**Task description**. Repeat every line exactly, keeping the pictures out of the copy.

**Given material**.

══════════════════════════════

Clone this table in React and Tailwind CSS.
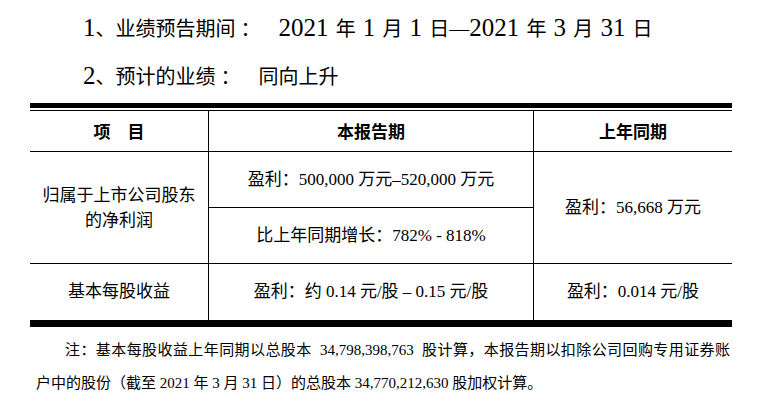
export default function App() {
  const N = ({ children }) => <span className="text-[25px]">{children}</span>;
  const Colon = () => <span className="pl-[5px] pr-[18px]">：</span>;
  return (
    <div className="w-[758px] h-[402px] bg-white overflow-hidden text-black font-['Liberation_Serif','Noto_Sans_CJK_SC',serif]">
      <div className="pt-[4px] pl-[83px] text-[20px] [word-spacing:0.9px]">
        <div className="h-[48px] leading-[48px] whitespace-nowrap">
          <N>1</N>、业绩预告期间<Colon /><N>2021 </N>年<N> 1 </N>月<N> 1 </N>日—<N>2021 </N>年<N> 3 </N>月<N> 31 </N>日
        </div>
        <div className="h-[48px] leading-[48px] whitespace-nowrap">
          <N>2</N>、预计的业绩<Colon />同向上升
        </div>
      </div>

      <div className="ml-[30px] w-[702px] mt-[3px]">
        <div className="h-[5px] bg-black" />
        <div className="h-[2px]" />
        <div className="grid grid-cols-[179px_325px_198px] grid-rows-[41px_56px_56px_56px] border-t border-black text-[17px]">
          <div className="border-r border-b border-black flex items-center justify-center font-['Noto_Sans_CJK_SC',sans-serif] font-bold">
            项　目
          </div>
          <div className="border-r border-b border-black flex items-center justify-center font-['Noto_Sans_CJK_SC',sans-serif] font-bold">
            本报告期
          </div>
          <div className="border-b border-black flex items-center justify-center font-['Noto_Sans_CJK_SC',sans-serif] font-bold">
            上年同期
          </div>

          <div className="row-span-2 border-r border-b border-black flex items-center justify-center text-center leading-[25px]">
            <div>
              归属于上市公司股东
              <br />
              的净利润
            </div>
          </div>
          <div className="border-r border-b border-black flex items-center justify-center whitespace-nowrap">
            盈利：500,000 万元–520,000 万元
          </div>
          <div className="row-span-2 border-b border-black flex items-center justify-center whitespace-nowrap">
            盈利：56,668 万元
          </div>
          <div className="border-r border-b border-black flex items-center justify-center whitespace-nowrap">
            比上年同期增长：782% - 818%
          </div>

          <div className="border-r border-black flex items-center justify-center whitespace-nowrap">
            基本每股收益
          </div>
          <div className="border-r border-black flex items-center justify-center whitespace-nowrap">
            盈利：约 0.14 元/股 – 0.15 元/股
          </div>
          <div className="flex items-center justify-center whitespace-nowrap">
            盈利：0.014 元/股
          </div>
        </div>
        <div className="h-[7px] bg-black" />
      </div>

      <div className="mt-[7px] text-[15px] leading-[33px] whitespace-nowrap">
        <div className="w-[730px] pl-[65px] text-justify [text-align-last:justify]">
          注：基本每股收益上年同期以总股本&nbsp; 34,798,398,763&nbsp; 股计算，本报告期以扣除公司回购专用证券账
        </div>
        <div className="pl-[36px]">
          户中的股份（截至 2021 年 3 月 31 日）的总股本 34,770,212,630 股加权计算。
        </div>
      </div>
    </div>
  );
}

══════════════════════════════

**Reply**.
Clone this table in React and Tailwind CSS.
export default function App() {
  const N = ({ children }) => <span className="text-[25px]">{children}</span>;
  const Colon = () => <span className="pl-[5px] pr-[18px]">：</span>;
  return (
    <div className="w-[758px] h-[402px] bg-white overflow-hidden text-black font-['Liberation_Serif','Noto_Sans_CJK_SC',serif]">
      <div className="pt-[4px] pl-[83px] text-[20px] [word-spacing:0.9px]">
        <div className="h-[48px] leading-[48px] whitespace-nowrap">
          <N>1</N>、业绩预告期间<Colon /><N>2021 </N>年<N> 1 </N>月<N> 1 </N>日—<N>2021 </N>年<N> 3 </N>月<N> 31 </N>日
        </div>
        <div className="h-[48px] leading-[48px] whitespace-nowrap">
          <N>2</N>、预计的业绩<Colon />同向上升
        </div>
      </div>

      <div className="ml-[30px] w-[702px] mt-[3px]">
        <div className="h-[5px] bg-black" />
        <div className="h-[2px]" />
        <div className="grid grid-cols-[179px_325px_198px] grid-rows-[41px_56px_56px_56px] border-t border-black text-[17px]">
          <div className="border-r border-b border-black flex items-center justify-center font-['Noto_Sans_CJK_SC',sans-serif] font-bold">
            项　目
          </div>
          <div className="border-r border-b border-black flex items-center justify-center font-['Noto_Sans_CJK_SC',sans-serif] font-bold">
            本报告期
          </div>
          <div className="border-b border-black flex items-center justify-center font-['Noto_Sans_CJK_SC',sans-serif] font-bold">
            上年同期
          </div>

          <div className="row-span-2 border-r border-b border-black flex items-center justify-center text-center leading-[25px]">
            <div>
              归属于上市公司股东
              <br />
              的净利润
            </div>
          </div>
          <div className="border-r border-b border-black flex items-center justify-center whitespace-nowrap">
            盈利：500,000 万元–520,000 万元
          </div>
          <div className="row-span-2 border-b border-black flex items-center justify-center whitespace-nowrap">
            盈利：56,668 万元
          </div>
          <div className="border-r border-b border-black flex items-center justify-center whitespace-nowrap">
            比上年同期增长：782% - 818%
          </div>

          <div className="border-r border-black flex items-center justify-center whitespace-nowrap">
            基本每股收益
          </div>
          <div className="border-r border-black flex items-center justify-center whitespace-nowrap">
            盈利：约 0.14 元/股 – 0.15 元/股
          </div>
          <div className="flex items-center justify-center whitespace-nowrap">
            盈利：0.014 元/股
          </div>
        </div>
        <div className="h-[7px] bg-black" />
      </div>

      <div className="mt-[7px] text-[15px] leading-[33px] whitespace-nowrap">
        <div className="w-[730px] pl-[65px] text-justify [text-align-last:justify]">
          注：基本每股收益上年同期以总股本&nbsp; 34,798,398,763&nbsp; 股计算，本报告期以扣除公司回购专用证券账
        </div>
        <div className="pl-[36px]">
          户中的股份（截至 2021 年 3 月 31 日）的总股本 34,770,212,630 股加权计算。
        </div>
      </div>
    </div>
  );
}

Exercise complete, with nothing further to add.